The reaction to the proposal in the Republican ranks is not a new debate. For years there has been a difference of opinion on whether to use tax credits or tax deductions to  provide support for a new market oriented health care system. Part of this debate is also the typical, my strategy is better than your strategy discussion, familiar to many over the past five years.

For many reasons the House wants to pass this legislation so that the Senate can take it up before the April recess. Thus they are moving with all due speed right now. One has to take into account that the core of these ideas has been discussed over the last seven years by House Republicans and was the subject of serious discussion last year when the House developed its Better Way agenda. These ideas are not a shock to anyone. 

The reconciliation bills reported out of the Ways and Means Committee and the Energy and Commerce Committee this past week will be compiled by the House Budget Committee and reported out next week for floor action the week of March 20th. During this period, President Trump and the House leadership will be working with members to put together the 216 (there are only 431 sitting members of the House right now) votes needed to pass the reconciliation legislation. 

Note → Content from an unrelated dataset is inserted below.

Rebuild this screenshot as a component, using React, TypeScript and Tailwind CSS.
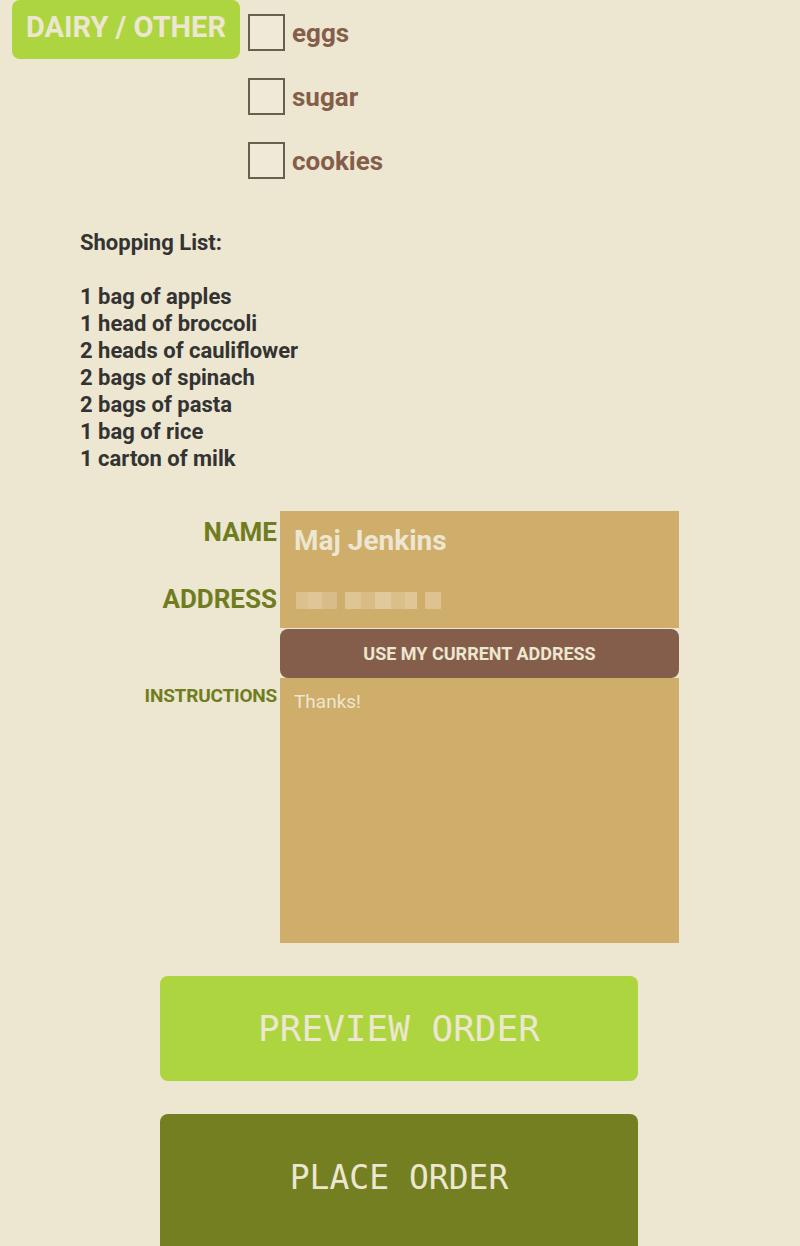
import React from 'react';

const items = ['eggs', 'sugar', 'cookies'];

const list = [
  '1 bag of apples',
  '1 head of broccoli',
  '2 heads of cauliflower',
  '2 bags of spinach',
  '2 bags of pasta',
  '1 bag of rice',
  '1 carton of milk',
];

// pixelated (redacted) address
const blur = [
  { w: 12, c: '#dcc08e' },
  { w: 14, c: '#e0c697' },
  { w: 15, c: '#d9bd88' },
  { w: 8, c: 'transparent' },
  { w: 16, c: '#dfc593' },
  { w: 14, c: '#d8bb85' },
  { w: 16, c: '#e2c99b' },
  { w: 14, c: '#dbbf8b' },
  { w: 12, c: '#e0c696' },
  { w: 8, c: 'transparent' },
  { w: 16, c: '#dec391' },
];

export default function App() {
  return (
    <div className="min-h-[1246px] bg-[#ede6d0] font-['Roboto',sans-serif] overflow-hidden">
      <div className="flex">
        <div className="ml-3 w-[228px] h-[59px] rounded-[8px] bg-[#add53f] flex items-center justify-center">
          <span className="text-[29px] font-bold text-[#ede6d0] leading-none -mt-[5px]">DAIRY / OTHER</span>
        </div>
        <div className="ml-2 pt-[14px] flex flex-col gap-[27px]">
          {items.map((it) => (
            <div key={it} className="flex items-center h-[37px]">
              <div className="w-[37px] h-[37px] border-2 border-[#67604f] bg-[#efe9d7]" />
              <span className="ml-[7px] text-[26px] font-bold text-[#845e4b] leading-none">{it}</span>
            </div>
          ))}
        </div>
      </div>

      <div className="pl-[80px] mt-[50px] text-[22px] leading-[27px] font-bold text-[#333333]">
        <div>Shopping List:</div>
        <div className="h-[27px]" />
        {list.map((l) => (
          <div key={l}>{l}</div>
        ))}
      </div>

      <div className="mt-[39px] grid grid-cols-[280px_399px]">
        <div className="pt-[7px] pr-[3px] flex flex-col items-end text-[#6f7d1f] font-bold text-[26px] leading-[28px]">
          <span>NAME</span>
          <span className="mt-[39px]">ADDRESS</span>
        </div>
        <div className="h-[117px] bg-[#cfad6b] pt-[14px] pl-[14px]">
          <div className="text-[28px] leading-[32px] font-bold text-[#ede6d0]">Maj Jenkins</div>
          <div className="mt-[35px] flex h-[17px] pl-[2px]">
            {blur.map((b, i) => (
              <div key={i} className="h-full" style={{ width: b.w, background: b.c }} />
            ))}
          </div>
        </div>

        <div />
        <button className="mt-[1px] h-[49px] rounded-[8px] bg-[#845e4b] text-[#ede6d0] text-[18px] font-bold">
          USE MY CURRENT ADDRESS
        </button>

        <div className="pt-[8px] pr-[3px] text-right text-[#6f7d1f] font-bold text-[19px] leading-[20px] tracking-[-0.2px]">
          INSTRUCTIONS
        </div>
        <div className="h-[265px] bg-[#cfad6b] pt-[14px] pl-[14px] text-[19px] leading-[20px] text-[#ede6d0]">
          Thanks!
        </div>
      </div>

      <div className="ml-[160px] w-[478px] mt-[33px] flex flex-col gap-[33px]">
        <button className="h-[105px] rounded-[8px] bg-[#add53f] text-[#ede6d0] font-['DejaVu_Sans_Mono',monospace] text-[36px]">
          PREVIEW ORDER
        </button>
        <button className="h-[140px] rounded-[8px] bg-[#737f20] text-[#ede6d0] font-['DejaVu_Sans_Mono',monospace] text-[33px] pb-[12px]">
          PLACE ORDER
        </button>
      </div>
    </div>
  );
}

Some people have asked why the House can't just repeal the ACA in one reconciliation bill.  The reason is two-fold: 

First, and foremost, the ACA was passed as two bills in 2010. One was a reconciliation bill and the other was passed under regular order in the Senate and then that Senate bill was passed by the House. This was not a reconciliation bill and contained the legislative language that had little or no direct budgetary effect.

Second, some language proposed to be repealed produces a change in outlays or revenues which is merely incidental to the non-budgetary components of the provision which violates the Byrd rule.

It is clear that House Republicans opposed to the reported reconciliation bill hope to find a way to help pass the legislation. Whether there is a path to success remains to be seen. 

This is President Trump's "Reagan" moment. In 1981 President Reagan was the critical person in gathering the votes to pass the Reconciliation legislation and the tax reform bill. Now President Trump is presented with the same sort of challenge that President Reagan faced in 1981. 

The next three weeks could well determine if the Trump Administration and their Republican partners in the House and the Senate will be building on success or trying to crawl out from the debris of legislative failure.